RASPBERRY Hi-Fi-Pi
The Pi’s onboard analogue audio capabilities are nothing to write home about. This doesn’t really matter if it’s just making the occasional beep-bop. And it’s totally irrelevant if you’re playing audio via the HDMI port (so that your TV or digital receiver is doing the digitalanalogue conversion). But if you want to hook up an old analogue amplifier to your Pi, you’d best get yourself a dedicated DAC first, otherwise things will sound hollow, lacking in range. The headphone jack will also pick up noise and static from other components.
Coming to our rescue, then, are a variety of DAC (digital analogue converter) HAT boards that enable faithful audio reproduction for not much money. We tested the IQaudIO DAC+ HAT, which enables glorious 24-bit 192kHz audio reproduction. It takes the digital audio signal from the Pi via the I2S protocol and delivers it to its own high-fidelity DAC.

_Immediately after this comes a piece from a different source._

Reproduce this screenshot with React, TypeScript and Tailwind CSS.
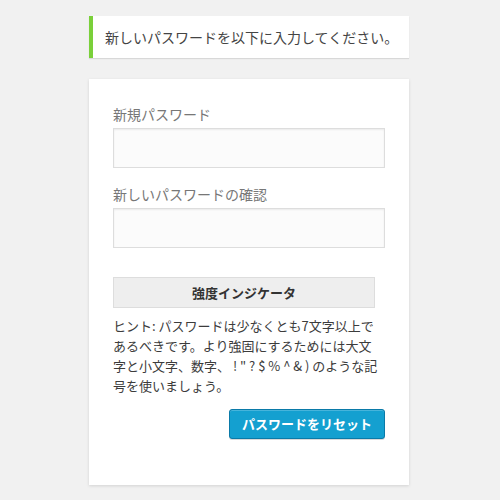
import React from 'react';

const font = { fontFamily: '"Noto Sans CJK JP", "Noto Sans", sans-serif' };

export default function App() {
  return (
    <div
      className="min-h-[500px] w-[500px] bg-[#f1f1f1] pt-4 text-[#444] antialiased"
      style={font}
    >
      <div className="ml-[89px] w-[320px]">
        {/* notice */}
        <div className="flex h-[42px] items-center border-l-4 border-[#7ad03a] bg-white pl-3 text-[14px] leading-[21px] shadow-[0_1px_1px_rgba(0,0,0,0.1)]">
          新しいパスワードを以下に入力してください。
        </div>

        {/* form */}
        <form className="mt-[21px] bg-white px-6 pb-[46px] pt-[25px] shadow-[0_1px_3px_rgba(0,0,0,0.13)]">
          <label className="block text-[14px] leading-[21px] text-[#777]">新規パスワード</label>
          <input
            type="password"
            className="mt-[3px] block h-[40px] w-full border border-[#ddd] bg-[#fbfbfb] shadow-[inset_0_1px_2px_rgba(0,0,0,0.07)] outline-none"
          />

          <label className="mt-4 block text-[14px] leading-[21px] text-[#777]">新しいパスワードの確認</label>
          <input
            type="password"
            className="mt-[3px] block h-[40px] w-full border border-[#ddd] bg-[#fbfbfb] shadow-[inset_0_1px_2px_rgba(0,0,0,0.07)] outline-none"
          />

          <div className="mt-[29px] flex h-[31px] w-[262px] items-center justify-center border border-[#ddd] bg-[#eee] text-[13px] font-bold text-[#333]">
            強度インジケータ
          </div>

          <p className="mt-2 w-[268px] text-[13px] leading-[20px] text-[#3c3c3c]">
            ヒント: パスワードは少なくとも7文字以上であるべきです。より強固にするためには大文字と小文字、数字、 ! " ? $ % ^ &amp; ) のような記号を使いましょう。
          </p>

          <div className="mt-[13px] flex justify-end">
            <button
              type="button"
              className="h-[30px] w-[156px] rounded-[3px] border border-[#0a7aa8] bg-[#14a0d0] text-[13px] font-bold text-white shadow-[inset_0_1px_0_rgba(120,200,230,0.5),0_1px_0_rgba(0,0,0,0.15)]"
            >
              パスワードをリセット
            </button>
          </div>
        </form>
      </div>
    </div>
  );
}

There are other manufacturers too, such as HiFiBerry and Allo (which even offers a separate reclocking unit to circumvent oddities from resampling audio signals). Some HATs even feature a built-in amplifier, so you can make a tiny 35 watts-per-channel boombox. We preferred the idea of using our quality 1990s amplifiers though, and found IQaudIO’s offering produced a sound that was most satisfactory – except to our neighbours; they, it turns out, do not like psytrance.